P-hacking

P-hacking is the systematic exploitation of analytical flexibility to produce statistically significant findings from data that would not support them under a pre-specified analysis plan. It is not fraud — the data are real, the analyses are valid in isolation — but it is a form of epistemic inflation in which the garden of forking paths is traversed until a significant result is found, then presented as if it were the only path examined. The method is invisible to standard peer review because each individual analysis is technically correct; the deception lies in the selective reporting of which analyses were conducted.

The phenomenon is structurally analogous to the multiple comparisons problem in statistical theory, but where the multiple comparisons problem is usually framed as an inadvertent consequence of testing many hypotheses, p-hacking is deliberate exploration of the hypothesis space guided by the data themselves. The distinction matters because the remedies differ: multiple comparisons can be corrected with procedures like Bonferroni or false discovery rate control, but p-hacking is a procedural and incentive problem that statistical correction alone cannot solve. When researchers are rewarded for significance rather than truth, they will find significance.
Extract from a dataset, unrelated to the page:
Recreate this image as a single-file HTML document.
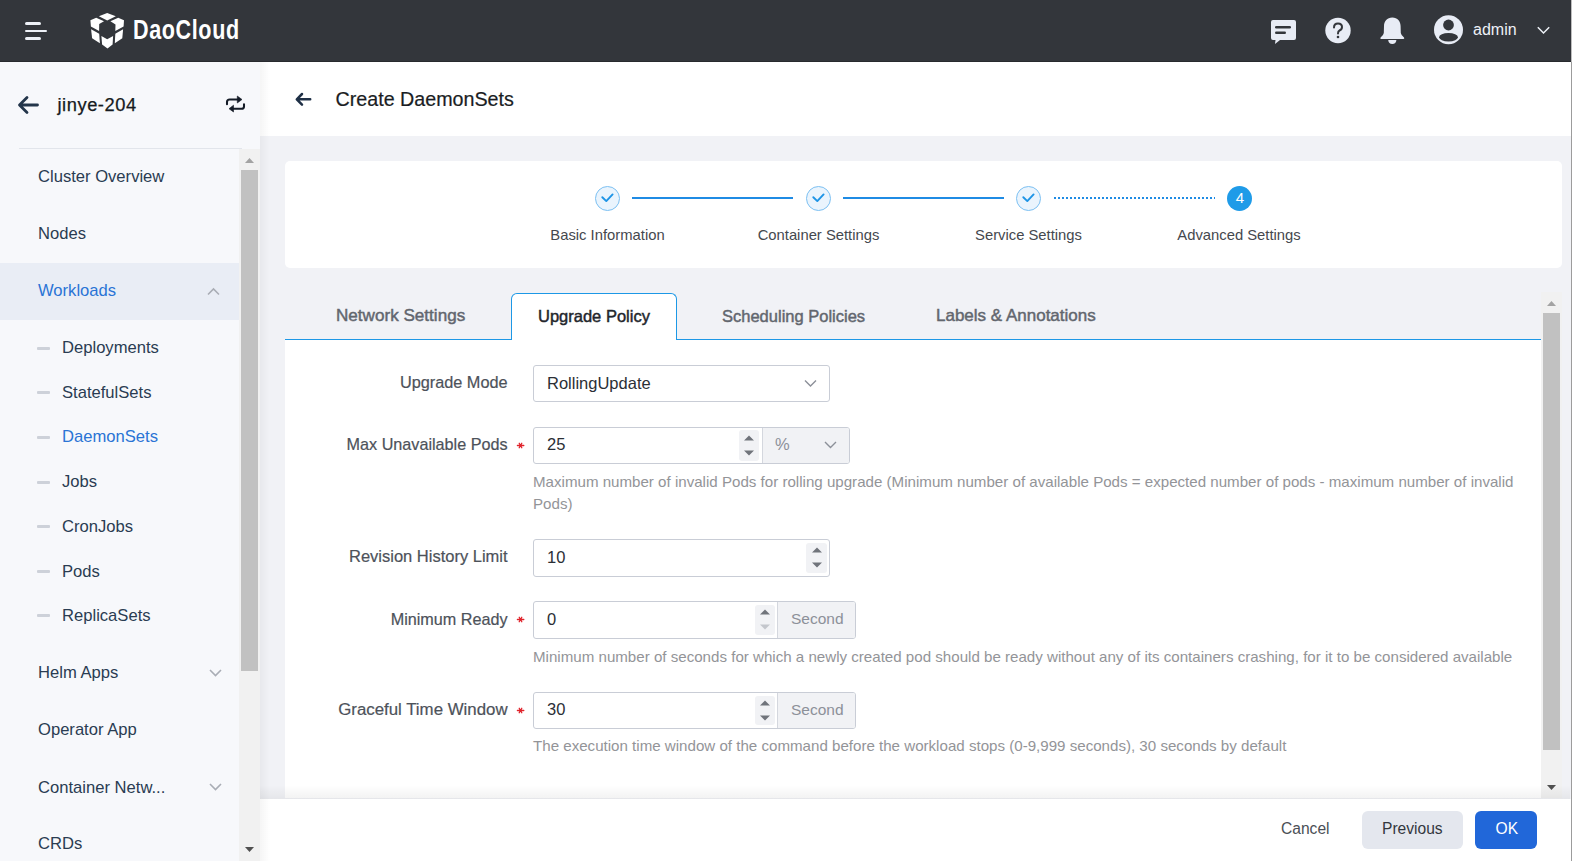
<!DOCTYPE html>
<html><head><meta charset="utf-8">
<style>
*{margin:0;padding:0;box-sizing:border-box}
html,body{width:1572px;height:861px;overflow:hidden;background:#f1f2f6;font-family:"Liberation Sans",sans-serif}
.a{position:absolute}
.t{position:absolute;white-space:nowrap;line-height:1}
#hdr{left:0;top:0;width:1572px;height:62px;background:#33363b}
#side{left:0;top:62px;width:260px;height:799px;background:#f7f8fb}
#phdr{left:260px;top:62px;width:1312px;height:74px;background:#fff}
.nav{font-size:16.6px;color:#2a3c52;left:38px}
.sub{font-size:16.6px;color:#2a3c52;left:62px}
.dash{position:absolute;left:37px;width:13px;height:3px;background:#cdd1d9;border-radius:1px}
.lbl{font-size:16.2px;color:#4d525a;right:1064.4px;text-align:right;-webkit-text-stroke:0.2px currentColor}
.req{position:absolute;color:#e2343b;font-size:15px;left:516px;line-height:1}
.inp{position:absolute;border:1px solid #c9cdd6;border-radius:3px;background:#fff}
.val{font-size:16.5px;color:#2b2f36}
.help{font-size:15.12px;color:#939498}
.spin{position:absolute;background:#f1f2f5;border-radius:3px}
.unit{position:absolute;background:#f1f2f5;border-left:1px solid #d4d7de}
.tab{color:#62666e;-webkit-text-stroke:0.45px currentColor}
.steplbl{font-size:14.8px;color:#45484e;width:200px;text-align:center;top:227.6px}
.circ{position:absolute;width:25px;height:25px;border-radius:50%;border:1px solid #7cc0f2;background:#eaf4fd;top:186px}
.sline{position:absolute;top:197px;height:2px;background:#1f8be4}
</style></head><body>

<!-- header -->
<div id="hdr" class="a">
  <div class="a" style="left:25px;top:22px;width:16px;height:3px;border-radius:2px;background:#eef1f7"></div>
  <div class="a" style="left:25px;top:29.5px;width:22px;height:2.5px;border-radius:1px;background:#eef1f7"></div>
  <div class="a" style="left:25px;top:37px;width:16px;height:3px;border-radius:2px;background:#eef1f7"></div>
  <!-- logo -->
  <svg class="a" style="left:86px;top:10px" width="44" height="42" viewBox="0 0 44 42">
    <g fill="#fff">
      <path d="M12.9 6.3 L21.2 2.9 L29.8 6.3 L21.2 10.5 Z"/>
      <path d="M4.4 10.2 L10.2 7.8 L18 11.2 L13.2 14.1 L13.1 21 L4.9 16.6 Z"/>
      <path d="M24.4 11.2 L32.2 7.8 L38 10.2 L37.6 16.6 L29.3 21 L29.5 14.4 Z"/>
      <path d="M5.1 19.3 L13.2 23.7 L13.9 33.2 L6.1 28.3 Z"/>
      <path d="M29.3 23.7 L37.1 19.3 L36.3 28.3 L28.8 33.2 Z"/>
      <path d="M15.4 25.9 L21.2 29.3 L27.1 25.9 L26.6 34.6 L21.5 38.5 L16.1 34.6 Z"/>
    </g>
  </svg>
  <div class="t" style="left:132.5px;top:15.8px;font-size:28px;font-weight:bold;color:#fff;letter-spacing:0.8px;transform:scaleX(0.77);transform-origin:0 0">DaoCloud</div>
  <!-- right icons -->
  <svg class="a" style="left:1268px;top:17px" width="30" height="30" viewBox="0 0 30 30">
    <path d="M5 3 H26 Q28 3 28 5 V21 Q28 23 26 23 H12 L7 27 L7.5 23 H5 Q3 23 3 21 V5 Q3 3 5 3 Z" fill="#e8ecf5"/>
    <rect x="7" y="9" width="16" height="2.6" rx="1.3" fill="#33363b"/>
    <rect x="7" y="14.5" width="11" height="2.6" rx="1.3" fill="#33363b"/>
  </svg>
  <svg class="a" style="left:1324px;top:17px" width="28" height="28" viewBox="0 0 28 28">
    <circle cx="14" cy="13.5" r="12.7" fill="#e8ecf5"/>
    <path d="M10 10.5 Q10 6.5 14 6.5 Q18 6.5 18 10 Q18 12.5 15.5 13.5 Q14 14.2 14 16.5" fill="none" stroke="#33363b" stroke-width="2" stroke-linecap="round"/>
    <circle cx="14" cy="20" r="1.3" fill="#33363b"/>
  </svg>
  <svg class="a" style="left:1378px;top:16px" width="28" height="30" viewBox="0 0 28 30">
    <path d="M14.3 1.6 C19.6 1.6 22.5 5.5 22.6 10 L22.8 17 Q23.2 19.5 26 21.6 Q26.8 23 25.5 23 H3 Q1.8 23 2.6 21.6 Q5.4 19.5 5.8 17 L6 10 C6.1 5.5 9.1 1.6 14.3 1.6 Z" fill="#e8ecf5"/>
    <path d="M10.2 24 H18.4 Q18 28.1 14.3 28.1 Q10.6 28.1 10.2 24 Z" fill="#e8ecf5"/>
  </svg>
  <svg class="a" style="left:1433px;top:14px" width="32" height="32" viewBox="0 0 32 32">
    <circle cx="15.5" cy="15.8" r="14.5" fill="#e8ecf5"/>
    <circle cx="15.5" cy="11" r="5.4" fill="#33363b"/>
    <ellipse cx="15.5" cy="23.3" rx="9.4" ry="4.2" fill="#33363b"/>
  </svg>
  <div class="t" style="left:1473px;top:21.6px;font-size:16px;color:#eef1f7">admin</div>
  <svg class="a" style="left:1536px;top:25px" width="15" height="10" viewBox="0 0 15 10">
    <path d="M1.8 2.2 L7.5 8 L13.2 2.2" fill="none" stroke="#eef1f7" stroke-width="1.5"/>
  </svg>
  <div class="a" style="left:0;top:61px;width:1572px;height:1px;background:#282a2e"></div>
</div>

<!-- sidebar -->
<div id="side" class="a"></div>
<svg class="a" style="left:16px;top:95px" width="24" height="20" viewBox="0 0 24 20">
  <path d="M21.5 10 H4 M11 2.5 L3.5 10 L11 17.5" fill="none" stroke="#23354a" stroke-width="2.8" stroke-linecap="round" stroke-linejoin="round"/>
</svg>
<div class="t" style="left:57.5px;top:96px;font-size:18.3px;letter-spacing:0.55px;color:#161a20;-webkit-text-stroke:0.25px currentColor">jinye-204</div>
<svg class="a" style="left:215px;top:88px" width="40" height="34" viewBox="0 0 40 34">
  <path d="M12 16.2 V14 Q12 11.5 14.8 11.5 H23" fill="none" stroke="#141b26" stroke-width="2.05" stroke-linecap="round"/>
  <path d="M22.3 8 L27 11.5 L22.3 15 Z" fill="#141b26" stroke="#141b26" stroke-width="0.6" stroke-linejoin="round"/>
  <path d="M29 16.2 V18.4 Q29 20.8 26.4 20.8 H18" fill="none" stroke="#141b26" stroke-width="2.05" stroke-linecap="round"/>
  <path d="M18.5 17.2 L14 20.7 L18.5 24 Z" fill="#141b26" stroke="#141b26" stroke-width="0.6" stroke-linejoin="round"/>
</svg>
<div class="a" style="left:19px;top:148px;width:223px;height:1px;background:#e2e5eb"></div>

<div class="t nav" style="top:169.1px">Cluster Overview</div>
<div class="t nav" style="top:225.8px">Nodes</div>
<div class="a" style="left:0;top:263px;width:239px;height:57px;background:#e9edf5"></div>
<div class="t nav" style="top:282.9px;color:#2a74d5">Workloads</div>
<svg class="a" style="left:206px;top:286px" width="15" height="10" viewBox="0 0 15 10">
  <path d="M2 8.5 L7.5 3 L13 8.5" fill="none" stroke="#a9adb5" stroke-width="1.6"/>
</svg>

<div class="dash" style="top:346.5px"></div><div class="t sub" style="top:340.3px">Deployments</div>
<div class="dash" style="top:391.3px"></div><div class="t sub" style="top:385.2px">StatefulSets</div>
<div class="dash" style="top:435.5px"></div><div class="t sub" style="top:429.3px;color:#2a74d5">DaemonSets</div>
<div class="dash" style="top:480.5px"></div><div class="t sub" style="top:474.4px">Jobs</div>
<div class="dash" style="top:524.6px"></div><div class="t sub" style="top:518.5px">CronJobs</div>
<div class="dash" style="top:569.6px"></div><div class="t sub" style="top:563.5px">Pods</div>
<div class="dash" style="top:614.0px"></div><div class="t sub" style="top:607.9px">ReplicaSets</div>

<div class="t nav" style="top:665.4px">Helm Apps</div>
<svg class="a" style="left:208px;top:668px" width="15" height="10" viewBox="0 0 15 10">
  <path d="M2 2 L7.5 7.5 L13 2" fill="none" stroke="#a9adb5" stroke-width="1.6"/>
</svg>
<div class="t nav" style="top:722.4px">Operator App</div>
<div class="t nav" style="top:779.6px">Container Netw...</div>
<svg class="a" style="left:208px;top:782px" width="15" height="10" viewBox="0 0 15 10">
  <path d="M2 2 L7.5 7.5 L13 2" fill="none" stroke="#a9adb5" stroke-width="1.6"/>
</svg>
<div class="t nav" style="top:836.1px">CRDs</div>

<!-- sidebar scrollbar -->
<div class="a" style="left:239px;top:149px;width:21px;height:712px;background:#f1f1f1"></div>
<div class="a" style="left:241px;top:170px;width:17px;height:501px;background:#c1c1c1"></div>
<svg class="a" style="left:244px;top:157px" width="11" height="7" viewBox="0 0 11 7"><path d="M1 6 L5.5 1 L10 6 Z" fill="#a3a3a3"/></svg>
<svg class="a" style="left:244px;top:846px" width="11" height="7" viewBox="0 0 11 7"><path d="M1 1 L5.5 6 L10 1 Z" fill="#505050"/></svg>

<!-- page header -->
<div id="phdr" class="a"></div>
<svg class="a" style="left:293px;top:90px" width="21" height="18" viewBox="0 0 21 18">
  <path d="M17.2 9.3 H4.2 M9 4 L3.8 9.3 L9 14.6" fill="none" stroke="#1f3046" stroke-width="2.5" stroke-linecap="round" stroke-linejoin="round"/>
</svg>
<div class="t" style="left:335.5px;top:90.1px;font-size:19.7px;color:#1a1d23;-webkit-text-stroke:0.2px currentColor">Create DaemonSets</div>

<!-- steps card -->
<div class="a" style="left:285px;top:161px;width:1277px;height:107px;background:#fff;border-radius:5px"></div>
<div class="circ" style="left:595px"></div>
<div class="circ" style="left:806px"></div>
<div class="circ" style="left:1016px"></div>
<div class="a" style="left:1226.5px;top:186px;width:25px;height:25px;border-radius:50%;background:#1f9be8"></div>
<svg class="a" style="left:595px;top:186px" width="25" height="25" viewBox="0 0 25 25"><path d="M7.3 11.2 L11.3 15.1 L17.6 8.4" fill="none" stroke="#1e94e6" stroke-width="1.9" stroke-linecap="round" stroke-linejoin="round"/></svg>
<svg class="a" style="left:806px;top:186px" width="25" height="25" viewBox="0 0 25 25"><path d="M7.3 11.2 L11.3 15.1 L17.6 8.4" fill="none" stroke="#1e94e6" stroke-width="1.9" stroke-linecap="round" stroke-linejoin="round"/></svg>
<svg class="a" style="left:1016px;top:186px" width="25" height="25" viewBox="0 0 25 25"><path d="M7.3 11.2 L11.3 15.1 L17.6 8.4" fill="none" stroke="#1e94e6" stroke-width="1.9" stroke-linecap="round" stroke-linejoin="round"/></svg>
<div class="t" style="left:1227.5px;top:189.8px;width:25px;text-align:center;font-size:15px;color:#fff">4</div>
<div class="sline" style="left:632px;width:161px"></div>
<div class="sline" style="left:843px;width:161px"></div>
<div class="a" style="left:1054px;top:197px;width:161px;height:2px;background:repeating-linear-gradient(to right,#1f8be4 0 2px,transparent 2px 4px)"></div>
<div class="t steplbl" style="left:507.5px">Basic Information</div>
<div class="t steplbl" style="left:718.5px">Container Settings</div>
<div class="t steplbl" style="left:928.5px">Service Settings</div>
<div class="t steplbl" style="left:1139px">Advanced Settings</div>

<!-- tabs -->
<div class="a" style="left:285px;top:339px;width:1256px;height:1px;background:#1d98e6"></div>
<div class="a" style="left:511px;top:293px;width:166px;height:47px;background:#fff;border:1px solid #1d98e6;border-bottom:none;border-radius:6px 6px 0 0"></div>
<div class="t tab" style="left:336px;font-size:17.1px;top:307.1px">Network Settings</div>
<div class="t tab" style="left:538px;color:#23262c;font-size:16.5px;top:307.7px">Upgrade Policy</div>
<div class="t tab" style="left:722px;font-size:16.5px;top:307.7px">Scheduling Policies</div>
<div class="t tab" style="left:936px;font-size:17px;top:307.2px">Labels &amp; Annotations</div>

<!-- form panel -->
<div class="a" style="left:285px;top:340px;width:1256px;height:458px;background:#fff"></div>

<!-- row 1 -->
<div class="t lbl" style="top:374.2px;font-size:16.3px">Upgrade Mode</div>
<div class="inp" style="left:533px;top:365px;width:297px;height:37px"></div>
<div class="t val" style="left:547px;top:374.5px">RollingUpdate</div>
<svg class="a" style="left:803px;top:378px" width="15" height="11" viewBox="0 0 15 11"><path d="M2 2.5 L7.5 8 L13 2.5" fill="none" stroke="#8c9099" stroke-width="1.4"/></svg>

<!-- row 2 -->
<div class="t lbl" style="top:435.6px;font-size:16.2px">Max Unavailable Pods</div>
<svg class="a" style="left:516px;top:441px" width="9" height="9" viewBox="0 0 9 9"><path d="M1.4 4.5 H7.8 M3.2 2.2 L5.8 6.8 M5.8 2.2 L3.2 6.8" stroke="#e0232b" stroke-width="1.3" stroke-linecap="round"/></svg>
<div class="inp" style="left:533px;top:427px;width:317px;height:37px;overflow:hidden">
  <div class="unit" style="left:228px;top:0;width:89px;height:37px"></div>
</div>
<div class="spin" style="left:739px;top:430px;width:20px;height:31px"></div>
<svg class="a" style="left:743px;top:434px" width="12" height="24" viewBox="0 0 12 24"><path d="M1 6.5 L6 1.5 L11 6.5 Z M1 16.5 L6 21.5 L11 16.5 Z" fill="#70747b"/></svg>
<div class="t val" style="left:547px;top:436px">25</div>
<div class="t val" style="left:775px;top:436px;color:#8c9099">%</div>
<svg class="a" style="left:823px;top:440px" width="15" height="11" viewBox="0 0 15 11"><path d="M2 2 L7.5 7.5 L13 2" fill="none" stroke="#8c9099" stroke-width="1.4"/></svg>
<div class="t help" style="left:533px;top:473.5px">Maximum number of invalid Pods for rolling upgrade (Minimum number of available Pods = expected number of pods - maximum number of invalid</div>
<div class="t help" style="left:533px;top:495.6px">Pods)</div>

<!-- row 3 -->
<div class="t lbl" style="top:548.4px;font-size:16.5px">Revision History Limit</div>
<div class="inp" style="left:533px;top:539px;width:297px;height:38px"></div>
<div class="spin" style="left:806px;top:543px;width:21px;height:30px"></div>
<svg class="a" style="left:811px;top:546px" width="12" height="24" viewBox="0 0 12 24"><path d="M1 6.5 L6 1.5 L11 6.5 Z M1 16.5 L6 21.5 L11 16.5 Z" fill="#70747b"/></svg>
<div class="t val" style="left:547px;top:549.4px">10</div>

<!-- row 4 -->
<div class="t lbl" style="top:610.6px;font-size:16.2px">Minimum Ready</div>
<svg class="a" style="left:516px;top:615px" width="9" height="9" viewBox="0 0 9 9"><path d="M1.4 4.5 H7.8 M3.2 2.2 L5.8 6.8 M5.8 2.2 L3.2 6.8" stroke="#e0232b" stroke-width="1.3" stroke-linecap="round"/></svg>
<div class="inp" style="left:533px;top:601px;width:323px;height:38px;overflow:hidden">
  <div class="unit" style="left:243px;top:0;width:80px;height:38px"></div>
</div>
<div class="spin" style="left:755px;top:605px;width:20px;height:30px"></div>
<svg class="a" style="left:759px;top:608px" width="12" height="24" viewBox="0 0 12 24"><path d="M1 6.5 L6 1.5 L11 6.5 Z" fill="#70747b"/><path d="M1 16.5 L6 21.5 L11 16.5 Z" fill="#c3c6cc"/></svg>
<div class="t val" style="left:547px;top:611px">0</div>
<div class="t val" style="left:791px;top:611px;color:#8c9099;font-size:15.5px">Second</div>
<div class="t help" style="left:533px;top:648.5px">Minimum number of seconds for which a newly created pod should be ready without any of its containers crashing, for it to be considered available</div>

<!-- row 5 -->
<div class="t lbl" style="top:702.2px;font-size:16.85px">Graceful Time Window</div>
<svg class="a" style="left:516px;top:706px" width="9" height="9" viewBox="0 0 9 9"><path d="M1.4 4.5 H7.8 M3.2 2.2 L5.8 6.8 M5.8 2.2 L3.2 6.8" stroke="#e0232b" stroke-width="1.3" stroke-linecap="round"/></svg>
<div class="inp" style="left:533px;top:692px;width:323px;height:37px;overflow:hidden">
  <div class="unit" style="left:243px;top:0;width:80px;height:37px"></div>
</div>
<div class="spin" style="left:755px;top:696px;width:20px;height:29px"></div>
<svg class="a" style="left:759px;top:699px" width="12" height="24" viewBox="0 0 12 24"><path d="M1 6.5 L6 1.5 L11 6.5 Z M1 16.5 L6 21.5 L11 16.5 Z" fill="#70747b"/></svg>
<div class="t val" style="left:547px;top:701.1px">30</div>
<div class="t val" style="left:791px;top:701.5px;color:#8c9099;font-size:15.5px">Second</div>
<div class="t help" style="left:533px;top:738.1px">The execution time window of the command before the workload stops (0-9,999 seconds), 30 seconds by default</div>

<!-- content scrollbar -->
<div class="a" style="left:1541px;top:292px;width:21px;height:506px;background:#f1f1f1"></div>
<div class="a" style="left:1543px;top:313px;width:17px;height:437px;background:#c1c1c1"></div>
<svg class="a" style="left:1546px;top:300px" width="11" height="7" viewBox="0 0 11 7"><path d="M1 6 L5.5 1 L10 6 Z" fill="#a3a3a3"/></svg>
<svg class="a" style="left:1546px;top:784px" width="11" height="7" viewBox="0 0 11 7"><path d="M1 1 L5.5 6 L10 1 Z" fill="#505050"/></svg>

<!-- footer -->
<div class="a" style="left:260px;top:785px;width:1310px;height:14px;background:linear-gradient(to bottom,rgba(0,0,0,0),rgba(0,0,0,0.05))"></div>
<div class="a" style="left:260px;top:799px;width:1312px;height:62px;background:#fff"></div>
<div class="t" style="left:1281px;top:821.3px;font-size:15.6px;color:#4b4f56">Cancel</div>
<div class="a" style="left:1362px;top:811px;width:101px;height:38px;border-radius:6px;background:#e4e7ee"></div>
<div class="t" style="left:1382px;top:821.3px;font-size:15.6px;color:#33373e">Previous</div>
<div class="a" style="left:1475px;top:811px;width:62px;height:38px;border-radius:6px;background:#2167d9"></div>
<div class="t" style="left:1495.5px;top:821.3px;font-size:15.6px;color:#fff">OK</div>

<div class="a" style="left:260px;top:62px;width:10px;height:799px;background:linear-gradient(to right,rgba(0,0,0,0.04),rgba(0,0,0,0))"></div>
<!-- right edge line -->
<div class="a" style="left:1571px;top:0;width:1px;height:62px;background:#bdbdbd"></div><div class="a" style="left:1571px;top:62px;width:1px;height:799px;background:#9c9c9c"></div>
</body></html>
P-hacking is one of the primary drivers of the replication crisis in psychology, medicine, and the social sciences. Studies that survive p-hacking reproduce at dramatically lower rates than those with preregistered protocols, because the significant result was a product of analytical selection rather than a genuine signal. The open science movement's emphasis on pre-registration is directed specifically at this failure mode: a preregistered study cannot hack its p-values without leaving a visible trace.